-- Begin Collected material --
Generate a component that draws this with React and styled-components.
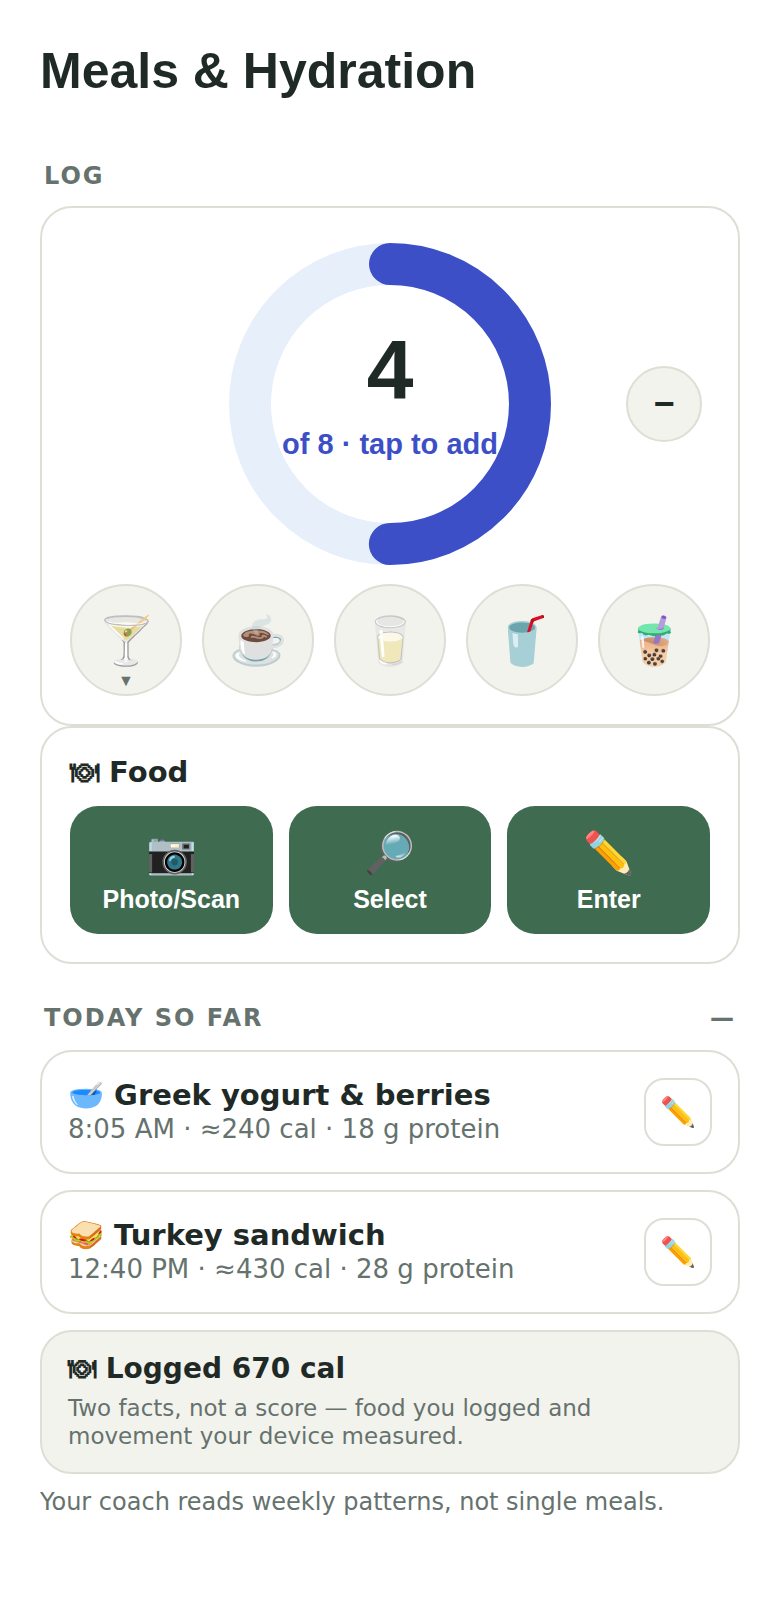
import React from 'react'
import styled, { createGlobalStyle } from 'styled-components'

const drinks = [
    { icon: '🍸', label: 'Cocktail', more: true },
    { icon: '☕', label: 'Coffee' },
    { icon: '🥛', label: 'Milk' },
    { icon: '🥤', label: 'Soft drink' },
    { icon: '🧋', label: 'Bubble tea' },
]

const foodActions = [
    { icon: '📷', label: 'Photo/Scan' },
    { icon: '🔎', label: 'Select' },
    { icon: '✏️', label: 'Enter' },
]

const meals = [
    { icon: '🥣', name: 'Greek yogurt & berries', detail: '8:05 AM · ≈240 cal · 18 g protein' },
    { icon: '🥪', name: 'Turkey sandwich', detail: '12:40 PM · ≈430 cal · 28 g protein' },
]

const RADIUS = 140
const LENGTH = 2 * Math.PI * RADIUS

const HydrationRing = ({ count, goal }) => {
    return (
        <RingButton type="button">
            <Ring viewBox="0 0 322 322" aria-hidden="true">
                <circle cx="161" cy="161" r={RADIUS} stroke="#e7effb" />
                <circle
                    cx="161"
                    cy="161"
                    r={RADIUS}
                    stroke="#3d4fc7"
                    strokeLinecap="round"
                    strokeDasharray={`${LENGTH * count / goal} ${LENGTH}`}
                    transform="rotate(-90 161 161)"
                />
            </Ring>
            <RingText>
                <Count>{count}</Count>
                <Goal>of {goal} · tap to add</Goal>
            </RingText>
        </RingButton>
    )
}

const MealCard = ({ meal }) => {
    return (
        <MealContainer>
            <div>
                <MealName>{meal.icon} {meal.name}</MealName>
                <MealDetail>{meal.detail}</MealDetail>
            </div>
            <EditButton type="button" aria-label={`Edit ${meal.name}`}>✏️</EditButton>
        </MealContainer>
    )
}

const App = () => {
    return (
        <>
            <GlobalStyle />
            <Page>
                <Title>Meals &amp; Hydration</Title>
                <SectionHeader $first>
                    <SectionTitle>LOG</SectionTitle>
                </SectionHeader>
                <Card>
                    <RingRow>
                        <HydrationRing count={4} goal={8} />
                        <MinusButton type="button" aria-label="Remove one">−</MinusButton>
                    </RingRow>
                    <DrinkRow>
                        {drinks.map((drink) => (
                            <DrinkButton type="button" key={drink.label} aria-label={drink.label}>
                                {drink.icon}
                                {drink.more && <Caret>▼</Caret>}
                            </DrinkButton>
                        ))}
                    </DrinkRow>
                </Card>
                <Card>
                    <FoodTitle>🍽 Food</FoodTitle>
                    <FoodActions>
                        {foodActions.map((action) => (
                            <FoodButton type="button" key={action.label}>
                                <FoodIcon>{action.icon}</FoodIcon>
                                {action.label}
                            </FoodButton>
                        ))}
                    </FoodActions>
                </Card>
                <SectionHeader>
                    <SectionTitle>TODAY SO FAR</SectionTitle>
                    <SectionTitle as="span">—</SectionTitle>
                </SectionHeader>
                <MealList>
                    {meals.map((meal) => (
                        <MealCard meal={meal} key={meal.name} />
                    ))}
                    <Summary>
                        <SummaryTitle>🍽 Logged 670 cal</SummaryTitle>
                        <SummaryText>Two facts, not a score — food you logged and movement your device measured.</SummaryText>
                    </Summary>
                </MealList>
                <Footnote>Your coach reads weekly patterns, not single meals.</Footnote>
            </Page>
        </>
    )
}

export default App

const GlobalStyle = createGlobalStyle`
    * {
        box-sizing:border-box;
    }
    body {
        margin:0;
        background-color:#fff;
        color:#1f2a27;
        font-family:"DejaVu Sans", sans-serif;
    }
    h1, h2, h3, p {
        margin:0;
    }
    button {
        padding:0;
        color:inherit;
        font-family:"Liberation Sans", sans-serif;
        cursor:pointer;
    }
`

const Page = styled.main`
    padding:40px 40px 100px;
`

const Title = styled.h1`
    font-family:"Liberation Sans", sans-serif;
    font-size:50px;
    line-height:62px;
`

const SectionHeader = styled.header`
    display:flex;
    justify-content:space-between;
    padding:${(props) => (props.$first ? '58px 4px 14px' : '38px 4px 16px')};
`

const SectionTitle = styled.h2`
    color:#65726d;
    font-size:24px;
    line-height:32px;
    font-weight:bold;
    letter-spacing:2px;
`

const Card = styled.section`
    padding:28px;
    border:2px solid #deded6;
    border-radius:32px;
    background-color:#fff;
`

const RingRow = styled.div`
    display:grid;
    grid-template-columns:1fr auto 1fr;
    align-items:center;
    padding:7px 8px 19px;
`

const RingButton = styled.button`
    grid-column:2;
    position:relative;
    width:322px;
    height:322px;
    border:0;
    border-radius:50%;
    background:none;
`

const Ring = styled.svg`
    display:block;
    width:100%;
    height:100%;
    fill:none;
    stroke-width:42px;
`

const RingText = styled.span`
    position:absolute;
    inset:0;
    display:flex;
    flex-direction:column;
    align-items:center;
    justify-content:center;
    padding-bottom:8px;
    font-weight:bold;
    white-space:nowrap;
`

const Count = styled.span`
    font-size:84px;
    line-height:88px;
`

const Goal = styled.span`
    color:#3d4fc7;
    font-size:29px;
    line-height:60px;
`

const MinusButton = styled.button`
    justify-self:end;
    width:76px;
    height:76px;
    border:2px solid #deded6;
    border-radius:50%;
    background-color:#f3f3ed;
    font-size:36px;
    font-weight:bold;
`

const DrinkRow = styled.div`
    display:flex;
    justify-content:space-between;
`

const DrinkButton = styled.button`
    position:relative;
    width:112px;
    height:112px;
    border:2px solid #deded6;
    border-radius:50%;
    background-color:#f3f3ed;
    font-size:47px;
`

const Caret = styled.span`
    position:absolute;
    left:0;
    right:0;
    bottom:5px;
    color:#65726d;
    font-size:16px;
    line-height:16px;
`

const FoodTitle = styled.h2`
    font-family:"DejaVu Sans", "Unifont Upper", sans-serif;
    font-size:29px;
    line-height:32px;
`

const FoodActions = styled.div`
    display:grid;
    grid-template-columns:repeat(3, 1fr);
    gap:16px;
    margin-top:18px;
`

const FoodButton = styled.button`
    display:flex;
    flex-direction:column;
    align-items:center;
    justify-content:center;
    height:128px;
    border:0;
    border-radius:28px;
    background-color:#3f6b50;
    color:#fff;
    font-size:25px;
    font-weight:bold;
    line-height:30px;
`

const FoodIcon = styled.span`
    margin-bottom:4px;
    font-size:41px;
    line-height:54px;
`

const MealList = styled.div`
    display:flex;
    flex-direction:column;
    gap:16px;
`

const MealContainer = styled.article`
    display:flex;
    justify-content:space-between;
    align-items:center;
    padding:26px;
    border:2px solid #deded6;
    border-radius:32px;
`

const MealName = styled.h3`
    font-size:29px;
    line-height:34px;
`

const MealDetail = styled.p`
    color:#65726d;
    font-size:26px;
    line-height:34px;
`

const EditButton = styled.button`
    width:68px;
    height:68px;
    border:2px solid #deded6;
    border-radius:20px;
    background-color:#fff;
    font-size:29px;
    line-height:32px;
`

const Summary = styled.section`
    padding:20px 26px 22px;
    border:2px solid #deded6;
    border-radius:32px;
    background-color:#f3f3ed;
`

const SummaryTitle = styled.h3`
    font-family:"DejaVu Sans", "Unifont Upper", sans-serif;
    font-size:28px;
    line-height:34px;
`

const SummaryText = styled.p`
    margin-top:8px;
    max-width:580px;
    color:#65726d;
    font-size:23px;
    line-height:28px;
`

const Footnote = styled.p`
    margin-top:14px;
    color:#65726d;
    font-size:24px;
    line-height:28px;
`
-- End Collected material --
Quote the material word for word, dropping any images it holds.

Generate a component that draws this with React and styled-components.
import React from 'react'
import styled, { createGlobalStyle } from 'styled-components'

const drinks = [
    { icon: '🍸', label: 'Cocktail', more: true },
    { icon: '☕', label: 'Coffee' },
    { icon: '🥛', label: 'Milk' },
    { icon: '🥤', label: 'Soft drink' },
    { icon: '🧋', label: 'Bubble tea' },
]

const foodActions = [
    { icon: '📷', label: 'Photo/Scan' },
    { icon: '🔎', label: 'Select' },
    { icon: '✏️', label: 'Enter' },
]

const meals = [
    { icon: '🥣', name: 'Greek yogurt & berries', detail: '8:05 AM · ≈240 cal · 18 g protein' },
    { icon: '🥪', name: 'Turkey sandwich', detail: '12:40 PM · ≈430 cal · 28 g protein' },
]

const RADIUS = 140
const LENGTH = 2 * Math.PI * RADIUS

const HydrationRing = ({ count, goal }) => {
    return (
        <RingButton type="button">
            <Ring viewBox="0 0 322 322" aria-hidden="true">
                <circle cx="161" cy="161" r={RADIUS} stroke="#e7effb" />
                <circle
                    cx="161"
                    cy="161"
                    r={RADIUS}
                    stroke="#3d4fc7"
                    strokeLinecap="round"
                    strokeDasharray={`${LENGTH * count / goal} ${LENGTH}`}
                    transform="rotate(-90 161 161)"
                />
            </Ring>
            <RingText>
                <Count>{count}</Count>
                <Goal>of {goal} · tap to add</Goal>
            </RingText>
        </RingButton>
    )
}

const MealCard = ({ meal }) => {
    return (
        <MealContainer>
            <div>
                <MealName>{meal.icon} {meal.name}</MealName>
                <MealDetail>{meal.detail}</MealDetail>
            </div>
            <EditButton type="button" aria-label={`Edit ${meal.name}`}>✏️</EditButton>
        </MealContainer>
    )
}

const App = () => {
    return (
        <>
            <GlobalStyle />
            <Page>
                <Title>Meals &amp; Hydration</Title>
                <SectionHeader $first>
                    <SectionTitle>LOG</SectionTitle>
                </SectionHeader>
                <Card>
                    <RingRow>
                        <HydrationRing count={4} goal={8} />
                        <MinusButton type="button" aria-label="Remove one">−</MinusButton>
                    </RingRow>
                    <DrinkRow>
                        {drinks.map((drink) => (
                            <DrinkButton type="button" key={drink.label} aria-label={drink.label}>
                                {drink.icon}
                                {drink.more && <Caret>▼</Caret>}
                            </DrinkButton>
                        ))}
                    </DrinkRow>
                </Card>
                <Card>
                    <FoodTitle>🍽 Food</FoodTitle>
                    <FoodActions>
                        {foodActions.map((action) => (
                            <FoodButton type="button" key={action.label}>
                                <FoodIcon>{action.icon}</FoodIcon>
                                {action.label}
                            </FoodButton>
                        ))}
                    </FoodActions>
                </Card>
                <SectionHeader>
                    <SectionTitle>TODAY SO FAR</SectionTitle>
                    <SectionTitle as="span">—</SectionTitle>
                </SectionHeader>
                <MealList>
                    {meals.map((meal) => (
                        <MealCard meal={meal} key={meal.name} />
                    ))}
                    <Summary>
                        <SummaryTitle>🍽 Logged 670 cal</SummaryTitle>
                        <SummaryText>Two facts, not a score — food you logged and movement your device measured.</SummaryText>
                    </Summary>
                </MealList>
                <Footnote>Your coach reads weekly patterns, not single meals.</Footnote>
            </Page>
        </>
    )
}

export default App

const GlobalStyle = createGlobalStyle`
    * {
        box-sizing:border-box;
    }
    body {
        margin:0;
        background-color:#fff;
        color:#1f2a27;
        font-family:"DejaVu Sans", sans-serif;
    }
    h1, h2, h3, p {
        margin:0;
    }
    button {
        padding:0;
        color:inherit;
        font-family:"Liberation Sans", sans-serif;
        cursor:pointer;
    }
`

const Page = styled.main`
    padding:40px 40px 100px;
`

const Title = styled.h1`
    font-family:"Liberation Sans", sans-serif;
    font-size:50px;
    line-height:62px;
`

const SectionHeader = styled.header`
    display:flex;
    justify-content:space-between;
    padding:${(props) => (props.$first ? '58px 4px 14px' : '38px 4px 16px')};
`

const SectionTitle = styled.h2`
    color:#65726d;
    font-size:24px;
    line-height:32px;
    font-weight:bold;
    letter-spacing:2px;
`

const Card = styled.section`
    padding:28px;
    border:2px solid #deded6;
    border-radius:32px;
    background-color:#fff;
`

const RingRow = styled.div`
    display:grid;
    grid-template-columns:1fr auto 1fr;
    align-items:center;
    padding:7px 8px 19px;
`

const RingButton = styled.button`
    grid-column:2;
    position:relative;
    width:322px;
    height:322px;
    border:0;
    border-radius:50%;
    background:none;
`

const Ring = styled.svg`
    display:block;
    width:100%;
    height:100%;
    fill:none;
    stroke-width:42px;
`

const RingText = styled.span`
    position:absolute;
    inset:0;
    display:flex;
    flex-direction:column;
    align-items:center;
    justify-content:center;
    padding-bottom:8px;
    font-weight:bold;
    white-space:nowrap;
`

const Count = styled.span`
    font-size:84px;
    line-height:88px;
`

const Goal = styled.span`
    color:#3d4fc7;
    font-size:29px;
    line-height:60px;
`

const MinusButton = styled.button`
    justify-self:end;
    width:76px;
    height:76px;
    border:2px solid #deded6;
    border-radius:50%;
    background-color:#f3f3ed;
    font-size:36px;
    font-weight:bold;
`

const DrinkRow = styled.div`
    display:flex;
    justify-content:space-between;
`

const DrinkButton = styled.button`
    position:relative;
    width:112px;
    height:112px;
    border:2px solid #deded6;
    border-radius:50%;
    background-color:#f3f3ed;
    font-size:47px;
`

const Caret = styled.span`
    position:absolute;
    left:0;
    right:0;
    bottom:5px;
    color:#65726d;
    font-size:16px;
    line-height:16px;
`

const FoodTitle = styled.h2`
    font-family:"DejaVu Sans", "Unifont Upper", sans-serif;
    font-size:29px;
    line-height:32px;
`

const FoodActions = styled.div`
    display:grid;
    grid-template-columns:repeat(3, 1fr);
    gap:16px;
    margin-top:18px;
`

const FoodButton = styled.button`
    display:flex;
    flex-direction:column;
    align-items:center;
    justify-content:center;
    height:128px;
    border:0;
    border-radius:28px;
    background-color:#3f6b50;
    color:#fff;
    font-size:25px;
    font-weight:bold;
    line-height:30px;
`

const FoodIcon = styled.span`
    margin-bottom:4px;
    font-size:41px;
    line-height:54px;
`

const MealList = styled.div`
    display:flex;
    flex-direction:column;
    gap:16px;
`

const MealContainer = styled.article`
    display:flex;
    justify-content:space-between;
    align-items:center;
    padding:26px;
    border:2px solid #deded6;
    border-radius:32px;
`

const MealName = styled.h3`
    font-size:29px;
    line-height:34px;
`

const MealDetail = styled.p`
    color:#65726d;
    font-size:26px;
    line-height:34px;
`

const EditButton = styled.button`
    width:68px;
    height:68px;
    border:2px solid #deded6;
    border-radius:20px;
    background-color:#fff;
    font-size:29px;
    line-height:32px;
`

const Summary = styled.section`
    padding:20px 26px 22px;
    border:2px solid #deded6;
    border-radius:32px;
    background-color:#f3f3ed;
`

const SummaryTitle = styled.h3`
    font-family:"DejaVu Sans", "Unifont Upper", sans-serif;
    font-size:28px;
    line-height:34px;
`

const SummaryText = styled.p`
    margin-top:8px;
    max-width:580px;
    color:#65726d;
    font-size:23px;
    line-height:28px;
`

const Footnote = styled.p`
    margin-top:14px;
    color:#65726d;
    font-size:24px;
    line-height:28px;
`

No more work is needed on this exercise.